Of course, not all students dealt with it successfully in their answers. Would asking them to go back and ‘zoom in on individual words’ help? A little, perhaps. My instinct is that it is more useful asking different sorts of questions, which focus more on the substance of the actual task, such as:

  • Have you shown that you understand Paris is a city associated with glamour, elegance and wealth?
  • Have you shown an understanding that silk is an expensive material, linked to privilege and decadence?

Because analysis, and indeed reading in general, is so tightly tied to this web of background knowledge, I think feedback should take account of this.

One perhaps counter intuitive point is the fact that English Language exams rely on students having to ‘analyse’ and ‘evaluate’ texts which they have never read before. Surely, therefore, we need to focus our feedback on these skills?
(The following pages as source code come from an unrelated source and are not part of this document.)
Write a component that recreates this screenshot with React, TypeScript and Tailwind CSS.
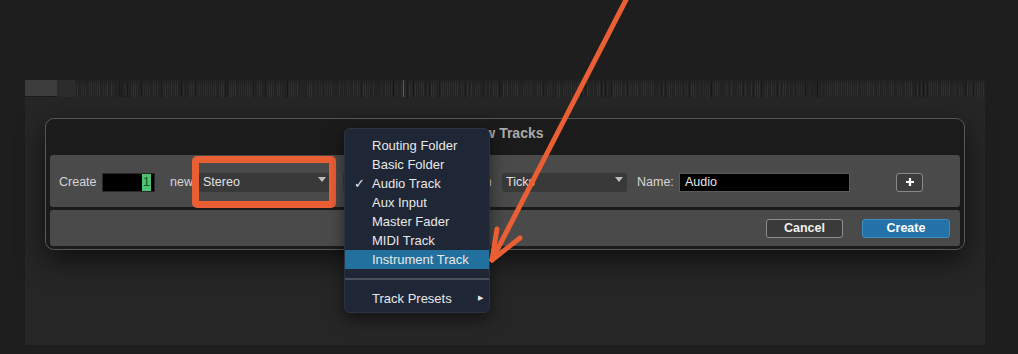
import React from "react";

function Ruler() {
  const lines: React.ReactNode[] = [];
  let seed = 7;
  const rnd = () => {
    seed = (seed * 9301 + 49297) % 233280;
    return seed / 233280;
  };
  for (let x = 0; x < 910; x += 2) {
    const r = rnd();
    if (r < 0.2) continue;
    const shade = r > 0.9 ? "#1a1a1a" : r > 0.55 ? "#313131" : "#2b2b2b";
    lines.push(<rect key={x} x={x} y={1} width={1} height={16} fill={shade} />);
  }
  const majors: React.ReactNode[] = [];
  for (let i = 1; i < 9; i++) {
    majors.push(<rect key={"m" + i} x={i * 106} y={0} width={1} height={17} fill="#141414" />);
  }
  return (
    <svg width="910" height="17" className="block">
      <defs>
        <linearGradient id="fade" x1="0" y1="0" x2="0" y2="1">
          <stop offset="0" stopColor="#1e1e1e" stopOpacity="0.5" />
          <stop offset="0.4" stopColor="#1e1e1e" stopOpacity="0" />
        </linearGradient>
      </defs>
      <rect x="0" y="0" width="910" height="17" fill="#232323" />
      {lines}
      {majors}
      <rect x="0" y="0" width="910" height="17" fill="url(#fade)" />
      <rect x="328" y="0" width="1" height="17" fill="#c0392b" />
    </svg>
  );
}

function Caret() {
  return (
    <svg width="8" height="5" viewBox="0 0 8 5" className="block">
      <path d="M0 0 L8 0 L4 5 Z" fill="#bdbdbd" />
    </svg>
  );
}

function Select({ w, label }: { w: string; label: string }) {
  return (
    <div className={`${w} h-[19px] bg-[#393939] rounded-[3px] flex items-center justify-between pl-[4px] pr-[4px] text-[12.5px] text-[#e2e2e2]`}>
      <span>{label}</span>
      <div className="-mt-[6px]">
        <Caret />
      </div>
    </div>
  );
}

const menuItems = [
  "Routing Folder",
  "Basic Folder",
  "Audio Track",
  "Aux Input",
  "Master Fader",
  "MIDI Track",
  "Instrument Track",
];

export default function App() {
  return (
    <div className="relative w-[1018px] h-[354px] overflow-hidden bg-[#1e1e1e] font-['Liberation_Sans',Arial,sans-serif]">
      <div className="pt-[80px] pl-[25px]">
        <div className="w-[960px] h-[265px] bg-[#262626] flex flex-col">
          <div className="flex h-[17px]">
            <div className="w-[32px] h-[17px] bg-[#3c3c3c] border-b border-[#1a1a1a]" />
            <div className="w-[18px] h-[17px] bg-[#2c2c2c]" />
            <Ruler />
          </div>
          <div className="ml-[20px] mt-[21px] w-[920px] h-[132px] rounded-[9px] border border-[#575757] bg-[#1b1b1b] shadow-[0_10px_28px_rgba(0,0,0,0.6)] flex flex-col px-[4px] pb-[3px]">
            <div className="h-[36px] flex justify-center pt-[6px] text-[14px] leading-[16px] font-bold text-[#a9a9a9]">
              New Tracks
            </div>
            <div className="h-[52px] bg-[#4a4a4a] rounded-[3px] flex items-center pl-[9px] pt-[2px] text-[12.5px] text-[#d6d6d6]">
              <span className="w-[43px]">Create</span>
              <div className="w-[53px] h-[19px] bg-black border border-[#2a2a2a] flex items-center justify-end pr-[3px]">
                <span className="bg-[#4cc474] text-[#17532b] text-[12.5px] leading-[17px] px-[1px]">1</span>
              </div>
              <span className="ml-[15px] w-[29px]">new</span>
              <Select w="w-[131px]" label="Stereo" />
              <div className="ml-[13px]">
                <Select w="w-[128px]" label="" />
              </div>
              <span className="ml-[11px] w-[20px]">in</span>
              <Select w="w-[125px]" label="Ticks" />
              <span className="ml-[10px] w-[42px]">Name:</span>
              <div className="w-[171px] h-[19px] bg-black border border-[#5a5a5a] flex items-center pl-[5px] text-[12.5px] text-[#e6e6e6]">
                Audio
              </div>
              <div className="ml-[46px] w-[27px] h-[19px] rounded-[3px] border-[1.5px] border-[#8a8a8a] bg-[#3d3d3d] flex items-center justify-center">
                <svg width="10" height="10" viewBox="0 0 10 10">
                  <path d="M5 1 V9 M1 5 H9" stroke="#fff" strokeWidth="2.2" />
                </svg>
              </div>
            </div>
            <div className="mt-[3px] h-[36px] bg-[#4a4a4a] rounded-[3px] flex items-center justify-end pr-[10px] pt-[1px]">
              <div className="w-[77px] h-[19px] rounded-[3px] border border-[#8e8e8e] bg-[#3a3a3a] flex items-center justify-center text-[12.5px] font-bold text-[#f0f0f0]">
                Cancel
              </div>
              <div className="ml-[19px] w-[88px] h-[19px] rounded-[3px] border border-[#3d8cc2] bg-[#2373a8] flex items-center justify-center text-[12.5px] font-bold text-white">
                Create
              </div>
            </div>
          </div>
        </div>
      </div>

      {/* orange highlight */}
      <div className="absolute left-[192px] top-[156px] w-[144px] h-[52px] border-[7px] border-[#ea5e33] rounded-[5px]" />

      {/* dropdown menu */}
      <div className="absolute left-[344px] top-[128px] w-[146px] h-[185px] rounded-[6px] bg-[#1f2635] border border-[#2b3242] shadow-[0_6px_16px_rgba(0,0,0,0.5)] pt-[7px] text-[13px] text-[#e8e8e8] overflow-hidden">
        {menuItems.map((m, i) => (
          <div
            key={m}
            className={`relative h-[19px] flex items-center pl-[27px] ${i === 6 ? "bg-[#22709e]" : ""}`}
          >
            {i === 2 && <span className="absolute left-[9px] text-[13px]">✓</span>}
            {m}
          </div>
        ))}
        <div className="h-[20px] flex flex-col">
          <div className="mt-[9px] h-[2px] bg-[#4b505b]" />
        </div>
        <div className="relative h-[19px] flex items-center pl-[27px]">
          Track Presets
          <span className="absolute left-[133px] text-[7px]">▶</span>
        </div>
      </div>

      {/* orange arrow */}
      <svg className="absolute left-0 top-0 pointer-events-none" width="1018" height="354">
        <g stroke="#ea5e33" strokeWidth="5" strokeLinecap="round" fill="none">
          <path d="M628 -4 L492 260" />
          <path d="M492 260 L497 229" />
          <path d="M492 260 L520 238" />
        </g>
      </svg>
    </div>
  );
}
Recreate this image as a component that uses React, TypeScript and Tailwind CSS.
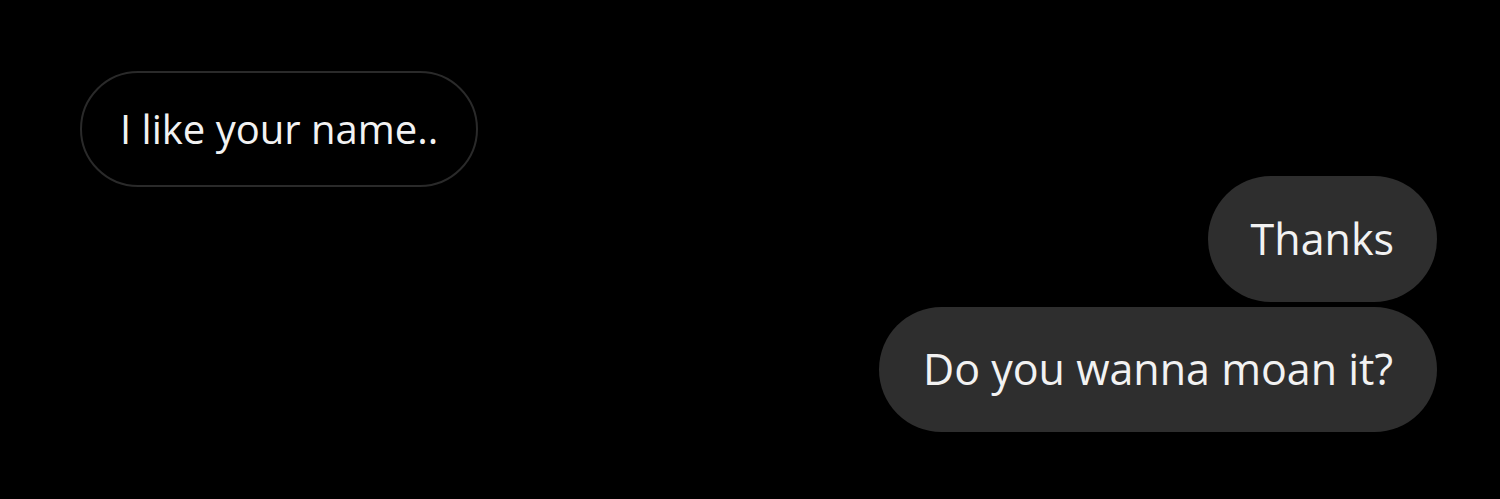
import React from 'react';

const font = { fontFamily: '"Open Sans", "Noto Sans", sans-serif' };

export default function App() {
  return (
    <div className="w-[1500px] h-[499px] bg-black overflow-hidden" style={font}>
      <div className="flex flex-col pt-[71px] pl-[80px] pr-[63px]">
        {/* incoming */}
        <div className="flex">
          <div className="h-[116px] px-[38px] flex items-center rounded-full border-2 border-[#2a2a2a] text-[#f2f2f2] text-[40px]">
            I like your name..
          </div>
        </div>

        {/* outgoing */}
        <div className="flex flex-col items-end gap-[5px] mt-[-11px]">
          <div className="h-[126px] px-[43px] flex items-center rounded-full bg-[#2e2e2e] text-[#f2f2f2] text-[43px]">
            Thanks
          </div>
          <div className="h-[125px] px-[44px] flex items-center rounded-full bg-[#2e2e2e] text-[#f2f2f2] text-[43px]">
            Do you wanna moan it?
          </div>
        </div>
      </div>
    </div>
  );
}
In Making Every Lesson Count, this is what Andy Tharby calls the ‘As the crow flies error.’ In his own words:

English teachers often make a beeline to teaching generic reading skills before exposing background knowledge they need to employ these skills. [2]

This is the ‘As the crow flies’ error because although it may seem a more direct way to get students to analyse better, it ignores the importance of domain knowledge. And without this domain knowledge, students simply won’t be able analyse or evaluate well.

If I want my feedback to support students to hone their analysis and evaluation skills, focussing my feedback on knowledge rather than purely skills may be more beneficial. So, whilst I’ll still be embracing the wonderful time saving advantages of whole class feedback, I’ll be using this tool with a clear focus on text specific knowledge.